アクセスジャーナル記者 山岡俊介の取材メモ

内部・外部告発、情報求む!

(弁護士などのプロが調査。ただし、公益性あるケースに限る)

無許可営業で告発される――泉佐野市の「えびす鰻」ブランド化プロジェクトは大丈夫か!?

 大阪市泉佐野市は「ふるさと納税型クラウドファンディング」を行っている。
ふるさと納税制度の本来の目的である「地域を応援したい」、「地域に貢献したい」という純粋な思いをより事業に反映させるため、寄附金の使い道として具体的な事業を示し、それに共感する者から寄附をもらう仕組み。
いろんなプロジェクトがあるが、そのなかに同市でうなぎの陸上養殖にチャレンジするプロジェクトがある。
うなぎ養殖と言えば、生産量1位の鹿児島県、発祥の地である静岡県浜松市、そして3位の宮崎県が有名だが、泉佐野市でもと。
これは泉佐野市が立案したのではなく、「大黒水産」(経営会社は「あおい企画」大阪府羽曳野市。
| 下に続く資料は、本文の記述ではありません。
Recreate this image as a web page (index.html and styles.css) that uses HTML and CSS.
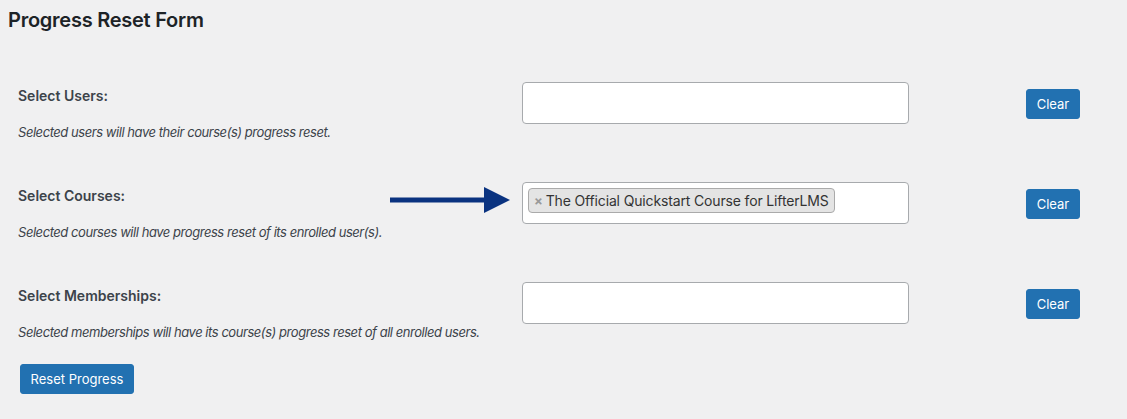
FILE: index.html
```html
<!DOCTYPE html>
<html lang="en">
<head>
<meta charset="utf-8">
<title>Progress Reset Form</title>
<link rel="stylesheet" href="styles.css">
</head>
<body>
<div class="wrap">
  <h2 class="title">Progress Reset Form</h2>
  <div class="form">
    <div class="row">
      <div class="label-cell">
        <div class="label">Select Users:</div>
        <p class="desc">Selected users will have their course(s) progress reset.</p>
      </div>
      <div class="field"></div>
      <button class="btn clear">Clear</button>
    </div>
    <div class="row">
      <div class="label-cell">
        <div class="label">Select Courses:</div>
        <p class="desc">Selected courses will have progress reset of its enrolled user(s).</p>
        <svg class="arrow" width="120" height="26" viewBox="0 0 120 26">
          <rect x="0" y="10.5" width="96" height="5" fill="#0a3380"/>
          <polygon points="94,0 120,13 94,26" fill="#0a3380"/>
        </svg>
      </div>
      <div class="field">
        <span class="chip"><span class="chip-x">×</span>The Official Quickstart Course for LifterLMS</span>
      </div>
      <button class="btn clear">Clear</button>
    </div>
    <div class="row">
      <div class="label-cell">
        <div class="label">Select Memberships:</div>
        <p class="desc">Selected memberships will have its course(s) progress reset of all enrolled users.</p>
      </div>
      <div class="field"></div>
      <button class="btn clear">Clear</button>
    </div>
  </div>
  <button class="btn submit">Reset Progress</button>
</div>
</body>
</html>
```
FILE: styles.css
```css
html, body {
  margin: 0;
  padding: 0;
  background: #f0f0f1;
}
body {
  font-family: Inter, "Noto Sans", sans-serif;
  color: #3c434a;
  width: 1127px;
  height: 419px;
  overflow: hidden;
}
.wrap {
  padding: 6px 0 0 8px;
}
.title {
  margin: 0;
  font-size: 20px;
  line-height: 28px;
  font-weight: 600;
  letter-spacing: -0.25px;
  color: #1d2327;
}
.form {
  padding-top: 48px;
  padding-left: 10px;
  display: grid;
  row-gap: 41px;
}
.row {
  display: grid;
  grid-template-columns: 504px 387px auto;
  align-items: start;
}
.label-cell {
  position: relative;
  padding-top: 4px;
}
.label {
  font-size: 14px;
  line-height: 20px;
  font-weight: 600;
  color: #3c434a;
}
.desc {
  margin: 17px 0 0;
  font-size: 13px;
  line-height: 18px;
  font-style: italic;
  letter-spacing: -0.45px;
  color: #3c434a;
  white-space: nowrap;
}
.arrow {
  position: absolute;
  left: 372px;
  top: 5px;
}
.field {
  box-sizing: border-box;
  height: 42px;
  background: #fff;
  border: 1px solid #a7aaad;
  border-radius: 4px;
  padding: 5px 5px;
}
.chip {
  display: inline-flex;
  align-items: center;
  box-sizing: border-box;
  height: 25px;
  padding: 0 5px 0 5px;
  background: #e4e4e4;
  border: 1px solid #aaa;
  border-radius: 4px;
  font-size: 14px;
  letter-spacing: -0.15px;
  color: #333;
  white-space: nowrap;
}
.chip-x {
  color: #999;
  font-weight: 700;
  font-size: 13px;
  margin-right: 3px;
}
.btn {
  font-family: inherit;
  background: #2271b1;
  color: #fff;
  border: 1px solid #2271b1;
  border-radius: 3px;
  font-size: 13px;
  line-height: 28px;
  height: 30px;
  padding: 0;
  white-space: nowrap;
  cursor: pointer;
}
.clear {
  margin: 7px 0 0 117px;
  width: 54px;
}
.submit {
  margin: 23px 0 0 12px;
  width: 114px;
}
```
辻純代代表)が市に持ち込み同市がこれに乗ったもの。結果、冒頭写真のように、同市のふるさと納税寄付サイトで2024年9月9日から寄付を募ったところ、すでに当初目標の4375万円を突破し、5526万9000円も集まっている(6月24日現在)。
同HPによれば、将来的には泉佐野市をうなぎの一大生産地へ。その手始めとして、大黒水産は今年中に養殖を開始し、10月ごろには「えびす鰻」と名づけたうなぎ第一号を出荷したいとしている。
だが、本当にそれは可能なのだろうか?
というのは、6月17日、養鰻組合がこの大黒水産の辻氏、一緒に働く奥村倫弘氏を無許可営業をしていたとして大阪府警泉佐野警察署に告発したからだ。容疑名は「内水面漁業の振興に関する法律」の第36条第1項第2号。その場合、3年以下の拘禁刑または200万円以下の罰金に処すとなっている。
うなぎの資源は極めて限られていることから、その漁は稚魚に限らず厳しく制限されている。厳罰化され、密漁をした場合、現在は3年以下の懲役または3000万円以下の罰金。
厳しいのは、うなぎ養殖も同様だ。
現状、うなぎの完全養殖は無理。採取した稚魚から育てるため、養殖業者は2015年6月より農林水産大臣の許可を受けなくてはならなくなっている。また、許可制の元でわが国の養殖業者のトータルの池入割当量を制限し管理している。そうしてうなぎの資源保護に努めているのだ。
「そのため、現状、新たに許可証は出ず、新しく養殖業をやりたい者は、すでに許可証を取っている者から譲ってもらうかたちとなる。相撲の親方株に似ています。
 2人共、地元有力者の仲介で許可証の譲渡を受け、その有力者の元で昨年10月から奈良県大和高田市の養殖池で見習いを始めたんです。ところが、1カ月もしないうちに2人はそこを飛び出し泉佐野市へ。許可証は養殖する場所が変われば変更届を出さなくてはなりません。また2人共、大和高田市で許可を受けた養殖池の総面積は12㎡だけだったところ、泉佐野市では共に205㎡の養殖池でやり出した。これも変更届けが必要です」(右写真は泉佐野市の養殖場の外観と室内)
ところが、2人共この変更届をせず、つまり「無許可」だった。このため、2人は前の養鰻管理協議会を除名されている。
ただし、今年5月、奥村氏だけは変更許可申請し、現在は別の許可証で辻氏とうなぎ養殖をしている。
辻・奥村氏の2人は昨年11月から泉佐野市で池入れし養殖業を始め、今年4月まで何度も新たに稚魚を池入れしている。したがって、そのトータルのうなぎ5万4200匹はすべて破棄しなければならない(前出・内水漁業の振興に関する法律36条3項は没収刑を定めている)。